No prior approval is needed. However, you must instruct your lender to apply the extra amount to your principal balance — not to next month’s payment. Check your servicer’s process: most allow this online, by check memo, or by phone. If the extra payment is credited as a pre-payment of next month’s bill, it won’t reduce your principal the same way and you won’t see the savings shown in this calculator.
Both reduce your principal and save interest. Extra monthly payments (as modelled here) reduce your balance incrementally each month, consistently shortening your loan term over time. A lump-sum payment — such as applying a tax refund, bonus, or inheritance — makes a single large reduction to your balance. A lump sum applied early in your loan can be especially powerful. For lump sums, apply the payment and then recalculate with your new, lower remaining balance to see the updated savings.
Yes — for a standard fixed-rate mortgage, any extra principal payment reduces your outstanding balance, so less interest accrues each subsequent month. Your required payment stays the same, but more of it goes toward principal, creating a compounding acceleration effect. The loan term shortens because you reach a zero balance before the scheduled end date. Note: some adjustable-rate mortgages re-amortize periodically rather than shortening the term, and some loans have prepayment penalties — always check your loan terms before making extra payments.
Carrying a mortgage into retirement significantly increases fixed monthly expenses, which can stress a fixed income budget — especially during market downturns when drawing down investment accounts accelerates portfolio depletion. Many financial planners recommend targeting a mortgage-free retirement as a baseline goal. Use this calculator to reverse-engineer the extra monthly payment needed to pay off your loan by your target retirement date, then build that amount into your savings plan now.
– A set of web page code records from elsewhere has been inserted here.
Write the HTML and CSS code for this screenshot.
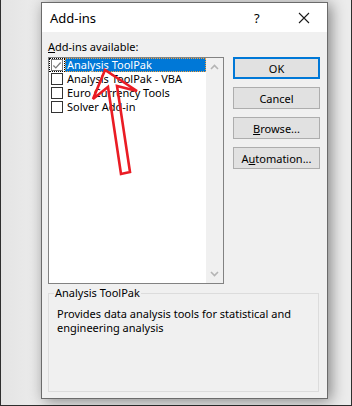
FILE: index.html
```html
<!DOCTYPE html>
<html>
<head>
<meta charset="utf-8">
<link rel="stylesheet" href="styles.css">
</head>
<body>
<div class="frame">
  <div class="dialog">
    <div class="titlebar">
      <span class="title">Add-ins</span>
      <span class="help">?</span>
      <svg class="close" width="12" height="12" viewBox="0 0 12 12"><path d="M1 1L11 11M11 1L1 11" stroke="#1a1a1a" stroke-width="1.1" fill="none"/></svg>
    </div>
    <div class="body">
      <div class="grid">
        <div class="label"><u>A</u>dd-ins available:</div>
        <div class="listbox">
          <div class="items">
            <div class="row">
              <span class="cbwrap focus"><span class="cb checked"><svg width="11" height="11" viewBox="0 0 11 11"><path d="M1.5 5.5L4.2 8.2L9.5 2.2" stroke="#7a7a7a" stroke-width="1.3" fill="none"/></svg></span></span>
              <span class="text sel">Analysis ToolPak</span>
            </div>
            <div class="row"><span class="cbwrap"><span class="cb"></span></span><span class="text">Analysis ToolPak - VBA</span></div>
            <div class="row"><span class="cbwrap"><span class="cb"></span></span><span class="text">Euro Currency Tools</span></div>
            <div class="row"><span class="cbwrap"><span class="cb"></span></span><span class="text">Solver Add-in</span></div>
          </div>
          <div class="scroll">
            <svg width="9" height="6" viewBox="0 0 9 6"><path d="M1 5L4.5 1.5L8 5" stroke="#b4b4b4" stroke-width="1.6" fill="none"/></svg>
            <svg width="9" height="6" viewBox="0 0 9 6"><path d="M1 1L4.5 4.5L8 1" stroke="#b4b4b4" stroke-width="1.6" fill="none"/></svg>
          </div>
        </div>
        <div class="buttons">
          <div class="btn default">OK</div>
          <div class="btn">Cancel</div>
          <div class="btn"><u>B</u>rowse...</div>
          <div class="btn">A<u>u</u>tomation...</div>
        </div>
      </div>
      <fieldset class="group">
        <legend>Analysis ToolPak</legend>
        <p class="desc">Provides data analysis tools for statistical and engineering analysis</p>
      </fieldset>
      <svg class="arrow" width="60" height="124" viewBox="0 0 60 124">
        <polygon points="23,9 11,38 26,26 39,113 48,111 35,25 55,30" fill="none" stroke="#ea1c24" stroke-width="2.6" stroke-linejoin="miter"/>
      </svg>
    </div>
  </div>
</div>
</body>
</html>
```
FILE: styles.css
```css
* { box-sizing: border-box; }
html, body { margin: 0; padding: 0; }
body {
  width: 352px;
  height: 406px;
  overflow: hidden;
  font-family: "Noto Sans", "Open Sans", sans-serif;
  font-size: 11px;
  color: #000;
}
.frame {
  width: 352px;
  height: 406px;
  border-left: 1px solid #2e2e2e;
  border-right: 1px solid #2e2e2e;
  border-bottom: 1px solid #2e2e2e;
  background: linear-gradient(to right, #e4e4e4 0, #ececec 40px, #ececec 100%);
  padding: 2px 0 0 40px;
}
.dialog {
  width: 287px;
  height: 397px;
  border: 1px solid #6b6b6b;
  background: #f0f0f0;
  box-shadow: 3px 2px 14px rgba(0,0,0,0.45);
  display: flex;
  flex-direction: column;
  position: relative;
}
.titlebar {
  height: 29px;
  background: #ffffff;
  display: flex;
  align-items: center;
  padding: 0 0 0 8px;
  font-size: 13px;
}
.title { flex: 1; }
.help { width: 14px; margin-right: 30px; font-size: 13px; }
.close { margin-right: 17px; }
.body {
  flex: 1;
  padding: 8px 7px 0 6px;
}
.grid {
  display: grid;
  grid-template-columns: 176px 87px;
  column-gap: 9px;
  row-gap: 3px;
}
.label { line-height: 14px; grid-column: 1 / 3; }
.listbox {
  height: 227px;
  border: 1px solid #828282;
  background: #fff;
  display: flex;
}
.items { flex: 1; }
.row {
  height: 14px;
  display: flex;
  align-items: center;
}
.cbwrap {
  width: 16px;
  height: 14px;
  display: flex;
  align-items: center;
  justify-content: center;
}
.cbwrap.focus { outline: 1px dotted #000; outline-offset: -1px; }
.cb {
  width: 12px;
  height: 12px;
  border: 1px solid #333;
  background: #fff;
  display: flex;
  align-items: center;
  justify-content: center;
}
.cb.checked { border-color: #777; }
.text {
  padding: 0 2px;
  line-height: 14px;
  white-space: nowrap;
}
.text.sel {
  flex: 1;
  background: #0078d7;
  color: #fff;
  outline: 1px dotted #f7a23b;
  outline-offset: -1px;
}
.scroll {
  width: 17px;
  background: #f0f0f0;
  display: flex;
  flex-direction: column;
  justify-content: space-between;
  align-items: center;
  padding: 6px 0 6px;
}
.buttons {
  display: flex;
  flex-direction: column;
  gap: 8px;
}
.btn {
  height: 22px;
  border: 1px solid #adadad;
  background: #e1e1e1;
  display: flex;
  align-items: center;
  justify-content: center;
}
.btn.default { border: 2px solid #0078d7; }
.group {
  margin: 2px 1px 0 0;
  padding: 3px 8px 0 8px;
  height: 106px;
  border: 1px solid #dcdcdc;
}
.group legend {
  padding: 0 1px;
  margin-left: -3px;
  line-height: 14px;
}
.desc {
  margin: 0;
  line-height: 14px;
  padding-top: 4px;
}
.arrow {
  position: absolute;
  left: 40px;
  top: 58px;
}
```
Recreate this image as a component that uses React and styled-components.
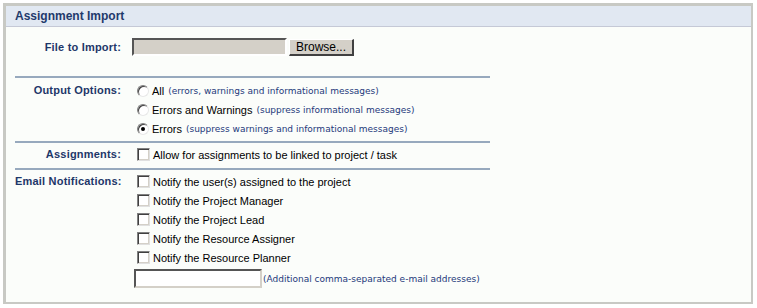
import React from "react";
import styled, { createGlobalStyle } from "styled-components";

const GlobalStyle = createGlobalStyle`
  body {
    margin: 0;
    background: #ffffff;
    font-family: "Liberation Sans", Arial, sans-serif;
  }
`;

const Panel = styled.div`
  margin: 3px 0 0 3px;
  width: 745px;
  border-style: solid;
  border-color: #c8c9c4;
  border-width: 3px 2px 2px 3px;
  background: #fbfdfa;
`;

const Header = styled.div`
  height: 20px;
  background: #e1e8f2;
  border-bottom: 1px solid #c5c9d6;
  display: flex;
  align-items: center;
  padding-left: 9px;
  font-size: 12px;
  font-weight: 700;
  color: #1f3a6c;
`;

const Body = styled.div`
  width: 475px;
  margin-left: 9px;
  padding-bottom: 14px;
`;

const Section = styled.div`
  display: grid;
  grid-template-columns: 106px 1fr;
  column-gap: 11px;
  padding: ${(p) => p.$pad || "3px 0"};
  border-bottom: ${(p) => (p.$last ? "none" : "2px solid #97a9bd")};
`;

const Label = styled.div`
  text-align: right;
  font-size: 11px;
  font-weight: 700;
  letter-spacing: 0.2px;
  color: #1e3769;
  line-height: 19px;
  white-space: nowrap;
`;

const Options = styled.div`
  display: flex;
  flex-direction: column;
`;

const Row = styled.div`
  display: flex;
  align-items: center;
  height: ${(p) => p.$h || 19}px;
  margin-top: ${(p) => p.$top || 0}px;
  font-size: 11px;
  color: #000;
  white-space: nowrap;
`;

const Hint = styled.span`
  font-family: "DejaVu Sans", Verdana, sans-serif;
  font-size: 9px;
  color: #24397a;
  margin-left: ${(p) => p.$gap ?? 4}px;
`;

const FileBox = styled.div`
  width: 151px;
  height: 14px;
  background: #d4d0c8;
  border-style: solid;
  border-width: 2px;
  border-color: #555 #fff #fff #555;
`;

const Button = styled.div`
  width: 62px;
  height: 14px;
  margin-left: 2px;
  background: #d4d0c8;
  border-style: solid;
  border-width: 1px 2px 2px 1px;
  border-color: #fff #404040 #404040 #fff;
  font-size: 12px;
  line-height: 15px;
  text-align: center;
  color: #000;
`;

const Radio = styled.span`
  position: relative;
  width: 10px;
  height: 10px;
  margin: 0 3px 0 5px;
  border-radius: 50%;
  border: 1px solid;
  border-color: #808080 #e8e8e8 #e8e8e8 #808080;
  box-shadow: inset 1px 1px 0 #404040;
  background: #fff;
  flex: none;

  &::after {
    content: "";
    display: ${(p) => (p.$checked ? "block" : "none")};
    position: absolute;
    left: 3px;
    top: 3px;
    width: 4px;
    height: 4px;
    border-radius: 50%;
    background: #000;
  }
`;

const Check = styled.span`
  width: 11px;
  height: 11px;
  margin: 0 3px 0 5px;
  border: 1px solid;
  border-color: #808080 #e0e0e0 #e0e0e0 #808080;
  box-shadow: inset 1px 1px 0 #404040, inset -1px -1px 0 #d4d0c8;
  background: #fff;
  flex: none;
`;

const TextBox = styled.div`
  width: 124px;
  height: 15px;
  margin-left: 2px;
  background: #fff;
  border-style: solid;
  border-width: 2px;
  border-color: #555 #d4d0c8 #d4d0c8 #555;
`;

const outputs = [
  { text: "All", hint: "(errors, warnings and informational messages)" },
  { text: "Errors and Warnings", hint: "(suppress informational messages)" },
  { text: "Errors", hint: "(suppress warnings and informational messages)", checked: true },
];

const notices = [
  "Notify the user(s) assigned to the project",
  "Notify the Project Manager",
  "Notify the Project Lead",
  "Notify the Resource Assigner",
  "Notify the Resource Planner",
];

export default function App() {
  return (
    <>
      <GlobalStyle />
      <Panel>
        <Header>Assignment Import</Header>
        <Body>
          <Section $pad="11px 0 19px">
            <Label>File to Import:</Label>
            <Row $h={18}>
              <FileBox />
              <Button>Browse...</Button>
            </Row>
          </Section>
          <Section>
            <Label>Output Options:</Label>
            <Options>
              {outputs.map((o) => (
                <Row key={o.text}>
                  <Radio $checked={o.checked} />
                  {o.text}
                  <Hint>{o.hint}</Hint>
                </Row>
              ))}
            </Options>
          </Section>
          <Section $pad="2px 0 4px">
            <Label>Assignments:</Label>
            <Row>
              <Check />
              Allow for assignments to be linked to project / task
            </Row>
          </Section>
          <Section $pad="2px 0 0" $last>
            <Label>Email Notifications:</Label>
            <Options>
              {notices.map((n) => (
                <Row key={n}>
                  <Check />
                  {n}
                </Row>
              ))}
              <Row $top={2}>
                <TextBox />
                <Hint $gap={1}>(Additional comma-separated e-mail addresses)</Hint>
              </Row>
            </Options>
          </Section>
        </Body>
      </Panel>
    </>
  );
}
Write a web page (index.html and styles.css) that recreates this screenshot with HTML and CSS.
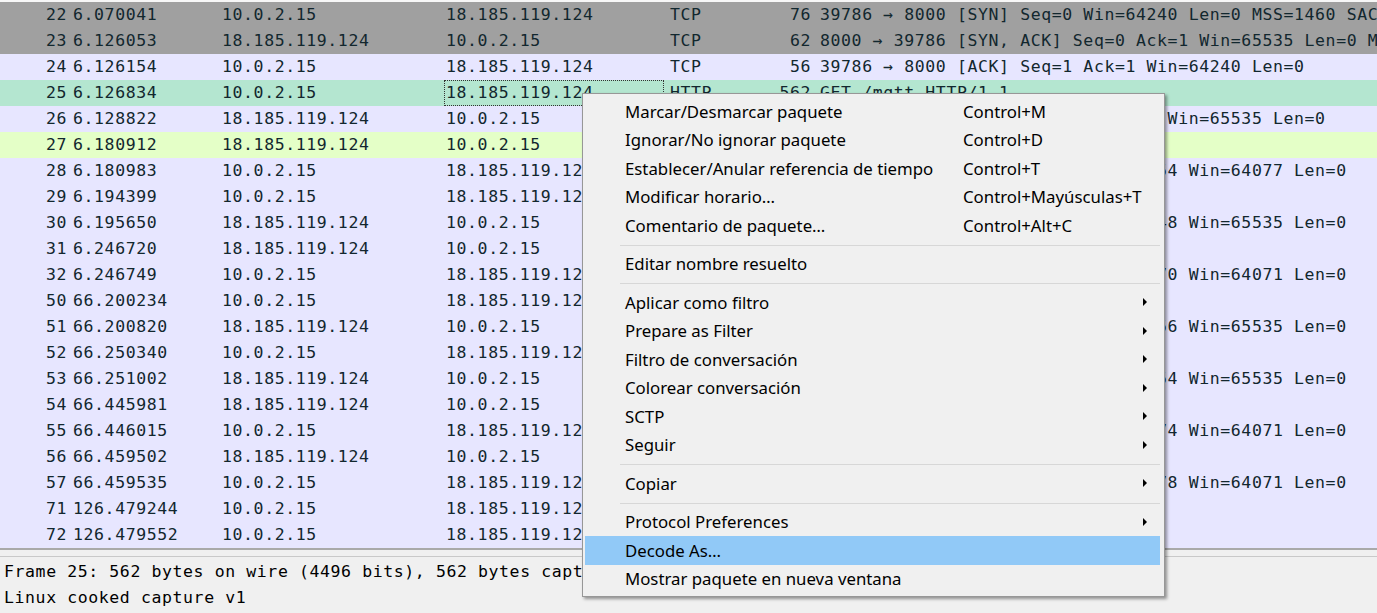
FILE: index.html
```html
<!DOCTYPE html>
<html lang="es">
<head>
<meta charset="utf-8">
<title>Wireshark</title>
<link rel="stylesheet" href="styles.css">
</head>
<body>
<div class="app">
  <div class="list-header"></div>
  <div class="list">
    <div class="row gray"><span class="c-no">22</span><span class="c-time">6.070041</span><span class="c-src">10.0.2.15</span><span class="c-dst">18.185.119.124</span><span class="c-proto">TCP</span><span class="c-len">76</span><span class="c-info">39786 → 8000 [SYN] Seq=0 Win=64240 Len=0 MSS=1460 SACK_PERM=1 TSval=3027401590 TSecr=0 WS=128</span></div>
    <div class="row gray"><span class="c-no">23</span><span class="c-time">6.126053</span><span class="c-src">18.185.119.124</span><span class="c-dst">10.0.2.15</span><span class="c-proto">TCP</span><span class="c-len">62</span><span class="c-info">8000 → 39786 [SYN, ACK] Seq=0 Ack=1 Win=65535 Len=0 MSS=1460</span></div>
    <div class="row tcp"><span class="c-no">24</span><span class="c-time">6.126154</span><span class="c-src">10.0.2.15</span><span class="c-dst">18.185.119.124</span><span class="c-proto">TCP</span><span class="c-len">56</span><span class="c-info">39786 → 8000 [ACK] Seq=1 Ack=1 Win=64240 Len=0</span></div>
    <div class="row selected"><span class="c-no">25</span><span class="c-time">6.126834</span><span class="c-src">10.0.2.15</span><span class="c-dst focus">18.185.119.124</span><span class="c-proto">HTTP</span><span class="c-len">562</span><span class="c-info">GET /mqtt HTTP/1.1</span></div>
    <div class="row tcp"><span class="c-no">26</span><span class="c-time">6.128822</span><span class="c-src">18.185.119.124</span><span class="c-dst">10.0.2.15</span><span class="c-proto">TCP</span><span class="c-len">54</span><span class="c-info">8000 → 39786 [ACK] Seq=1 Ack=507 Win=65535 Len=0</span></div>
    <div class="row http"><span class="c-no">27</span><span class="c-time">6.180912</span><span class="c-src">18.185.119.124</span><span class="c-dst">10.0.2.15</span><span class="c-proto">HTTP</span><span class="c-len">207</span><span class="c-info">HTTP/1.1 101 Switching Protocols</span></div>
    <div class="row tcp"><span class="c-no">28</span><span class="c-time">6.180983</span><span class="c-src">10.0.2.15</span><span class="c-dst">18.185.119.124</span><span class="c-proto">TCP</span><span class="c-len">56</span><span class="c-info">39786 → 8000 [ACK] Seq=507 Ack=154 Win=64077 Len=0</span></div>
    <div class="row tcp"><span class="c-no">29</span><span class="c-time">6.194399</span><span class="c-src">10.0.2.15</span><span class="c-dst">18.185.119.124</span><span class="c-proto">MQTT</span><span class="c-len">97</span><span class="c-info">Connect Command</span></div>
    <div class="row tcp"><span class="c-no">30</span><span class="c-time">6.195650</span><span class="c-src">18.185.119.124</span><span class="c-dst">10.0.2.15</span><span class="c-proto">TCP</span><span class="c-len">54</span><span class="c-info">8000 → 39786 [ACK] Seq=154 Ack=548 Win=65535 Len=0</span></div>
    <div class="row tcp"><span class="c-no">31</span><span class="c-time">6.246720</span><span class="c-src">18.185.119.124</span><span class="c-dst">10.0.2.15</span><span class="c-proto">MQTT</span><span class="c-len">70</span><span class="c-info">Connect Ack</span></div>
    <div class="row tcp"><span class="c-no">32</span><span class="c-time">6.246749</span><span class="c-src">10.0.2.15</span><span class="c-dst">18.185.119.124</span><span class="c-proto">TCP</span><span class="c-len">56</span><span class="c-info">39786 → 8000 [ACK] Seq=548 Ack=170 Win=64071 Len=0</span></div>
    <div class="row tcp"><span class="c-no">50</span><span class="c-time">66.200234</span><span class="c-src">10.0.2.15</span><span class="c-dst">18.185.119.124</span><span class="c-proto">MQTT</span><span class="c-len">64</span><span class="c-info">Ping Request</span></div>
    <div class="row tcp"><span class="c-no">51</span><span class="c-time">66.200820</span><span class="c-src">18.185.119.124</span><span class="c-dst">10.0.2.15</span><span class="c-proto">TCP</span><span class="c-len">54</span><span class="c-info">8000 → 39786 [ACK] Seq=170 Ack=556 Win=65535 Len=0</span></div>
    <div class="row tcp"><span class="c-no">52</span><span class="c-time">66.250340</span><span class="c-src">10.0.2.15</span><span class="c-dst">18.185.119.124</span><span class="c-proto">MQTT</span><span class="c-len">64</span><span class="c-info">Ping Request</span></div>
    <div class="row tcp"><span class="c-no">53</span><span class="c-time">66.251002</span><span class="c-src">18.185.119.124</span><span class="c-dst">10.0.2.15</span><span class="c-proto">TCP</span><span class="c-len">54</span><span class="c-info">8000 → 39786 [ACK] Seq=170 Ack=654 Win=65535 Len=0</span></div>
    <div class="row tcp"><span class="c-no">54</span><span class="c-time">66.445981</span><span class="c-src">18.185.119.124</span><span class="c-dst">10.0.2.15</span><span class="c-proto">MQTT</span><span class="c-len">58</span><span class="c-info">Ping Response</span></div>
    <div class="row tcp"><span class="c-no">55</span><span class="c-time">66.446015</span><span class="c-src">10.0.2.15</span><span class="c-dst">18.185.119.124</span><span class="c-proto">TCP</span><span class="c-len">56</span><span class="c-info">39786 → 8000 [ACK] Seq=654 Ack=174 Win=64071 Len=0</span></div>
    <div class="row tcp"><span class="c-no">56</span><span class="c-time">66.459502</span><span class="c-src">18.185.119.124</span><span class="c-dst">10.0.2.15</span><span class="c-proto">MQTT</span><span class="c-len">58</span><span class="c-info">Ping Response</span></div>
    <div class="row tcp"><span class="c-no">57</span><span class="c-time">66.459535</span><span class="c-src">10.0.2.15</span><span class="c-dst">18.185.119.124</span><span class="c-proto">TCP</span><span class="c-len">56</span><span class="c-info">39786 → 8000 [ACK] Seq=654 Ack=178 Win=64071 Len=0</span></div>
    <div class="row tcp"><span class="c-no">71</span><span class="c-time">126.479244</span><span class="c-src">10.0.2.15</span><span class="c-dst">18.185.119.124</span><span class="c-proto">MQTT</span><span class="c-len">64</span><span class="c-info">Ping Request</span></div>
    <div class="row tcp"><span class="c-no">72</span><span class="c-time">126.479552</span><span class="c-src">10.0.2.15</span><span class="c-dst">18.185.119.124</span><span class="c-proto">MQTT</span><span class="c-len">64</span><span class="c-info">Ping Request</span></div>
  </div>
  <div class="splitter"></div>
  <div class="details">
    <div class="tree-line">Frame 25: 562 bytes on wire (4496 bits), 562 bytes captured (4496 bits) on interface 0</div>
    <div class="tree-line">Linux cooked capture v1</div>
  </div>

  <div class="menu">
    <div class="item"><span class="label">Marcar/Desmarcar paquete</span><span class="shortcut">Control+M</span></div>
    <div class="item"><span class="label">Ignorar/No ignorar paquete</span><span class="shortcut">Control+D</span></div>
    <div class="item"><span class="label">Establecer/Anular referencia de tiempo</span><span class="shortcut">Control+T</span></div>
    <div class="item"><span class="label">Modificar horario…</span><span class="shortcut">Control+Mayúsculas+T</span></div>
    <div class="item"><span class="label">Comentario de paquete…</span><span class="shortcut">Control+Alt+C</span></div>
    <div class="sep"></div>
    <div class="item"><span class="label">Editar nombre resuelto</span></div>
    <div class="sep"></div>
    <div class="item sub"><span class="label">Aplicar como filtro</span><span class="arrow"></span></div>
    <div class="item sub"><span class="label">Prepare as Filter</span><span class="arrow"></span></div>
    <div class="item sub"><span class="label">Filtro de conversación</span><span class="arrow"></span></div>
    <div class="item sub"><span class="label">Colorear conversación</span><span class="arrow"></span></div>
    <div class="item sub"><span class="label">SCTP</span><span class="arrow"></span></div>
    <div class="item sub"><span class="label">Seguir</span><span class="arrow"></span></div>
    <div class="sep"></div>
    <div class="item sub"><span class="label">Copiar</span><span class="arrow"></span></div>
    <div class="sep"></div>
    <div class="item sub"><span class="label">Protocol Preferences</span><span class="arrow"></span></div>
    <div class="item hover"><span class="label">Decode As…</span></div>
    <div class="item"><span class="label">Mostrar paquete en nueva ventana</span></div>
  </div>
</div>
</body>
</html>
```
FILE: styles.css
```css
* { box-sizing: border-box; }
html, body {
  margin: 0;
  padding: 0;
  width: 1377px;
  height: 613px;
  overflow: hidden;
  background: #f0f0f0;
}
.app {
  position: relative;
  width: 1377px;
  height: 613px;
  display: flex;
  flex-direction: column;
}
.list-header {
  height: 2px;
  background: #f7f7f7;
  flex: none;
}
.list {
  flex: none;
  display: flex;
  flex-direction: column;
}
.row {
  display: grid;
  grid-template-columns: 70px 148px 224px 225px 85px 63px 1fr;
  height: 26px;
  line-height: 26px;
  white-space: nowrap;
  overflow: hidden;
  font-family: "DejaVu Sans Mono", monospace;
  font-size: 16.5px;
  letter-spacing: 0.6px;
  color: #12272e;
}
.row > span { overflow: hidden; }
.row .c-info { overflow: visible; }
.gray { background: #a0a0a0; }
.tcp { background: #e7e6ff; }
.http { background: #e4ffc7; }
.selected { background: #b4e6d0; }
.c-no { text-align: right; padding-right: 3px; }
.c-time { padding-left: 3px; }
.c-src { padding-left: 4px; }
.c-dst { padding-left: 4px; }
.c-proto { padding-left: 3px; }
.c-len { text-align: right; padding-right: 4px; }
.c-info { padding-left: 5px; }
.focus {
  outline: 1px dotted #333;
  outline-offset: -1px;
  margin: 0 3px 0 2px;
  padding-left: 2px;
}
.splitter {
  flex: none;
  height: 9px;
  border-top: 2px solid #a9a9a9;
  border-bottom: 1px solid #c9c9c9;
  background: #f0f0f0;
}
.details {
  flex: 1;
  padding-top: 2px;
  background: #f0f0f0;
  font-family: "DejaVu Sans Mono", monospace;
  font-size: 16.5px;
  letter-spacing: 0.6px;
  color: #000;
}
.tree-line {
  height: 26px;
  line-height: 26px;
  padding-left: 4px;
  white-space: nowrap;
}
.menu {
  position: absolute;
  left: 582px;
  top: 93px;
  width: 583px;
  padding: 3px 0;
  background: #f0f0f0;
  border: 1px solid #979797;
  box-shadow: 2px 2px 3px rgba(0, 0, 0, 0.4);
  font-family: "Noto Sans", sans-serif;
  font-size: 16.8px;
  color: #000;
}
.item {
  display: flex;
  align-items: center;
  height: 28.5px;
  margin: 0 4px 0 2px;
  padding: 0 13px 0 40px;
  white-space: nowrap;
}
.item.hover { background: #91c9f7; }
.label { width: 338px; flex: none; }
.shortcut { flex: none; }
.arrow {
  margin-left: auto;
  width: 0;
  height: 0;
  border-top: 4px solid transparent;
  border-bottom: 4px solid transparent;
  border-left: 4px solid #000;
}
.sep {
  height: 1px;
  background: #d7d7d7;
  margin: 5px 4px 4px 37px;
}
```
Disclaimer: All results produced by the Mortgage Payoff Calculator are estimates for educational and illustrative purposes only. Results assume a fixed interest rate for the full loan term and a standard monthly amortization schedule. This tool models recurring extra monthly principal payments only — it does not account for lump-sum payments, escrow adjustments, rate changes on adjustable-rate mortgages, or prepayment penalties. Actual loan payoff timing may differ based on your servicer’s payment application policies. Always confirm with your loan servicer how extra payments are applied before making additional principal payments. This is not financial advice. Consult a licensed mortgage professional or financial advisor before making any financing decision.